* **INFORMATION SHOWN**
>>>
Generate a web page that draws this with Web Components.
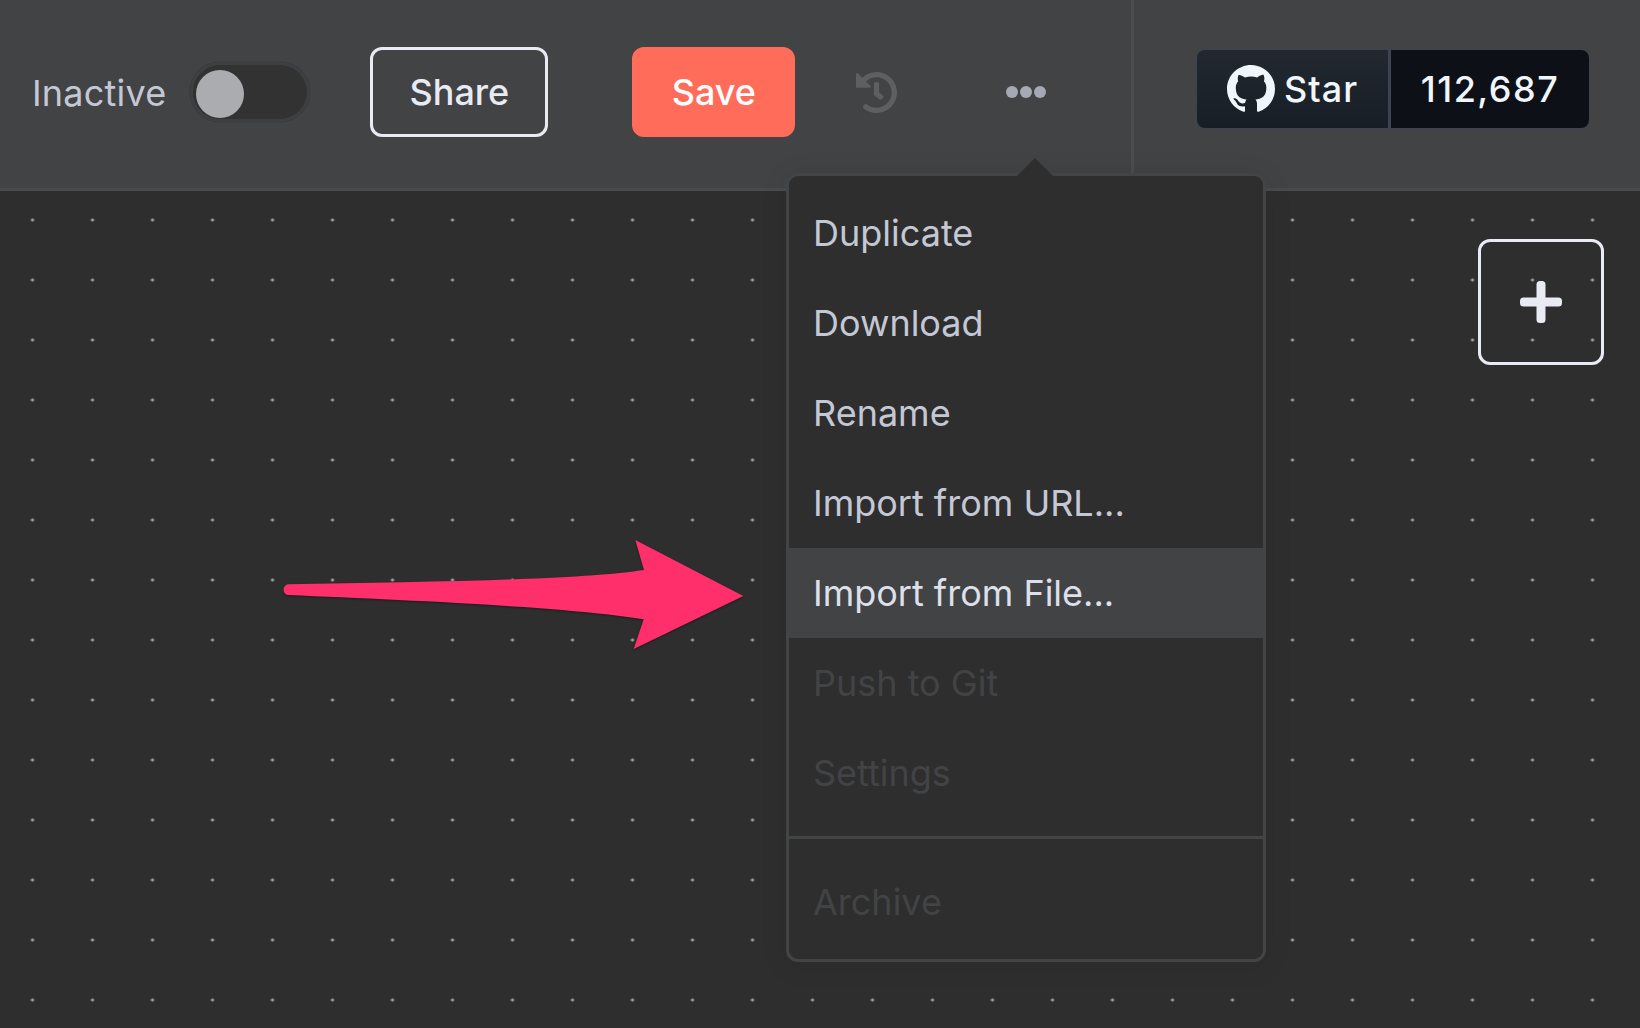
<!DOCTYPE html>
<html>
<head>
<meta charset="utf-8">
<style>
  html, body { margin: 0; height: 100%; background: #2e2e2e; overflow: hidden; }
  body { font-family: Inter, "Liberation Sans", sans-serif; display: flex; flex-direction: column; }
</style>
</head>
<body>
<editor-header>
  <status-toggle>Inactive</status-toggle>
  <header-button style="margin-left:60px">Share</header-button>
  <header-button kind="save" style="margin-left:84px">Save</header-button>
  <history-icon style="margin-left:61px"></history-icon>
  <more-dots style="margin-left:109px"></more-dots>
  <github-star slot="end" count="112,687"></github-star>
</editor-header>
<editor-canvas>
  <add-button></add-button>
  <workflow-menu>
    <menu-item>Duplicate</menu-item>
    <menu-item>Download</menu-item>
    <menu-item>Rename</menu-item>
    <menu-item>Import from URL...</menu-item>
    <menu-item active>Import from File...</menu-item>
    <menu-item disabled>Push to Git</menu-item>
    <menu-item disabled>Settings</menu-item>
    <menu-item disabled divided>Archive</menu-item>
  </workflow-menu>
  <pointer-arrow></pointer-arrow>
</editor-canvas>

<script>
// tiny helper, every component is just a shadow root + markup
const comp = (name, html, setup) => {
  customElements.define(name, class extends HTMLElement {
    constructor() {
      super();
      this.attachShadow({ mode: "open" }).innerHTML = html;
      if (setup) setup(this);
    }
  });
};

comp("editor-header", `
  <style>
    :host { display: flex; flex: none; height: 188px; border-bottom: 3px solid #4a4b4e; background: #424345; }
    .main { flex: none; width: 1099px; padding: 0 0 4px 32px; display: flex; align-items: center; border-right: 3px solid #4b4c4f; }
    .end { flex: 1; padding: 0 0 10px 62px; display: flex; align-items: center; }
  </style>
  <div class="main"><slot></slot></div>
  <div class="end"><slot name="end"></slot></div>
`);

comp("status-toggle", `
  <style>
    :host { display: flex; align-items: center; gap: 24px; color: #c4c8d4; font-size: 36px; letter-spacing: .2px; }
    span { padding-top: 2px; }
    .track { width: 120px; height: 60px; box-sizing: border-box; border: 3px solid #3e3f42; border-radius: 30px; background: #323232; padding: 5px 3px; box-shadow: 0 0 0 .5px #37383b; }
    .knob { width: 48px; height: 48px; border-radius: 50%; background: #abacaf; }
  </style>
  <span><slot></slot></span>
  <div class="track"><div class="knob"></div></div>
`);

comp("header-button", `
  <style>
    :host { display: block; }
    button {
      display: block; font: 500 36px Inter, "Liberation Sans", sans-serif; height: 90px; width: 178px; padding: 0;
      box-sizing: border-box; border-radius: 12px; background: transparent; border: 3px solid #e8eaf4; color: #e8eaf4;
    }
    :host([kind=save]) button { width: 163px; background: #ff6d5a; border-color: #ff6d5a; color: #fff; }
  </style>
  <button><slot></slot></button>
`);

comp("history-icon", `
  <style>:host { display: block; width: 41px; height: 41px; } svg { display: block; }</style>
  <svg viewBox="8 8 496 496" width="41" height="41" fill="#5e5f62"><path d="M504 255.531c.253 136.64-111.18 248.372-247.82 248.468-59.015.042-113.223-20.53-155.822-54.911-11.077-8.94-11.905-25.541-1.839-35.607l11.267-11.267c8.609-8.609 22.353-9.551 31.891-1.984C173.062 425.135 212.781 440 256 440c101.705 0 184-82.311 184-184 0-101.705-82.311-184-184-184-48.814 0-93.149 18.969-126.068 49.932l50.754 50.754c10.08 10.08 2.941 27.314-11.313 27.314H24c-8.837 0-16-7.163-16-16V38.627c0-14.254 17.234-21.393 27.314-11.314l49.372 49.372C129.209 34.136 189.552 8 256 8c136.81 0 247.747 110.78 248 247.531zm-180.912 78.784l9.823-12.63c8.138-10.463 6.253-25.542-4.21-33.679L288 256.349V152c0-13.255-10.745-24-24-24h-16c-13.255 0-24 10.745-24 24v135.651l65.409 50.874c10.463 8.137 25.541 6.253 33.679-4.21z"/></svg>
`);

comp("more-dots", `
  <style>
    :host { display: flex; gap: 2px; }
    i { display: block; width: 12px; height: 12px; border-radius: 50%; background: #a5a9b6; }
  </style>
  <i></i><i></i><i></i>
`);

comp("github-star", `
  <style>
    :host { display: flex; height: 80px; width: 394px; box-sizing: border-box; border: 1.5px solid #3d4350; border-radius: 9px; overflow: hidden; color: #f0f6fc; font: 500 36px Inter, "Liberation Sans", sans-serif; letter-spacing: 1.5px; }
    .star { flex: none; width: 194px; display: flex; align-items: center; gap: 9px; padding-left: 30px; box-sizing: border-box; background: linear-gradient(#212830, #181e26); border-right: 3px solid #3d4350; letter-spacing: 1px; }
    .count { flex: 1; display: flex; align-items: center; justify-content: center; background: #0d1117; }
    svg { display: block; flex: none; }
  </style>
  <div class="star">
    <svg viewBox="0 0 16 16" width="48" height="48" fill="#f0f6fc"><path d="M8 0C3.58 0 0 3.58 0 8c0 3.54 2.29 6.53 5.47 7.59.4.07.55-.17.55-.38 0-.19-.01-.82-.01-1.49-2.01.37-2.53-.49-2.69-.94-.09-.23-.48-.94-.82-1.13-.28-.15-.68-.52-.01-.53.63-.01 1.08.58 1.23.82.72 1.21 1.87.87 2.33.66.07-.52.28-.87.51-1.07-1.78-.2-3.64-.89-3.64-3.95 0-.87.31-1.59.82-2.15-.08-.2-.36-1.02.08-2.12 0 0 .67-.21 2.2.82.64-.18 1.32-.27 2-.27.68 0 1.36.09 2 .27 1.53-1.04 2.2-.82 2.2-.82.44 1.1.16 1.92.08 2.12.51.56.82 1.27.82 2.15 0 3.07-1.87 3.75-3.65 3.95.29.25.54.73.54 1.48 0 1.07-.01 1.93-.01 2.2 0 .21.15.46.55.38A8.013 8.013 0 0016 8c0-4.42-3.58-8-8-8z"/></svg>
    <span>Star</span>
  </div>
  <div class="count"></div>
`, el => { el.shadowRoot.querySelector(".count").textContent = el.getAttribute("count"); });

comp("editor-canvas", `
  <style>
    :host {
      display: block; flex: 1; position: relative; overflow: visible;
      background-color: #2e2e2e;
      background-image: radial-gradient(circle at center, #a0a0a0 0, #a0a0a0 1.2px, transparent 1.9px);
      background-size: 60px 60px;
      background-position: 2.5px -1px;
    }
  </style>
  <slot></slot>
`);

comp("add-button", `
  <style>
    :host { position: absolute; left: 1478px; top: 48px; width: 126px; height: 126px; box-sizing: border-box; border: 3px solid #e8eaf4; border-radius: 12px; display: flex; align-items: center; justify-content: center; }
    svg { display: block; }
  </style>
  <svg width="42" height="42" viewBox="0 0 42 42" fill="#e8eaf4"><rect x="16.5" y="0" width="9" height="42" rx="3.5"/><rect x="0" y="16.5" width="42" height="9" rx="3.5"/></svg>
`);

comp("workflow-menu", `
  <style>
    :host {
      position: absolute; left: 786px; top: -18px; width: 480px; box-sizing: border-box;
      background: #2e2e2e; border: 3px solid #434446; border-radius: 12px; padding: 12px 0 12px;
      box-shadow: 0 4px 30px rgba(0,0,0,.08);
    }
    .tip { position: absolute; left: 228px; top: -18px; width: 0; height: 0; border: 18px solid transparent; border-top: 0; border-bottom-color: #2e2e2e; }
  </style>
  <div class="tip"></div>
  <slot></slot>
`);

comp("menu-item", `
  <style>
    :host { display: flex; align-items: center; height: 90px; padding-left: 24px; font-size: 36px; color: #c4c8d4; }
    :host([active]) { background: #424345; color: #dde0ea; }
    :host([disabled]) { color: #424345; }
    :host([divided]) { margin-top: 39px; position: relative; }
    :host([divided])::before { content: ""; position: absolute; left: 0; right: 0; top: -21px; height: 3px; background: #434446; }
  </style>
  <slot></slot>
`);

comp("pointer-arrow", `
  <style>
    :host { position: absolute; left: 0; top: 0; pointer-events: none; }
    svg { display: block; overflow: visible; filter: drop-shadow(0 1px 1px rgba(0,0,0,.4)); }
  </style>
  <svg width="760" height="470" viewBox="0 191 760 470">
    <path fill="#ff2f6c" d="M289 584.3 C420 582 580 580 644 570 L635.3 540 L743.3 596 L633.7 649 L643.7 619.3 C560 606 400 600 289 595 C281.8 595 281.8 584.3 289 584.3 Z"/>
  </svg>
`);
</script>
</body>
</html>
<<<
* **EXERCISE INSTRUCTIONS**
Find every line that holds "this" and copy it.

* **EXERCISE OUTPUT**
Generate a web page that draws this with Web Components.
      this.attachShadow({ mode: "open" }).innerHTML = html;
      if (setup) setup(this);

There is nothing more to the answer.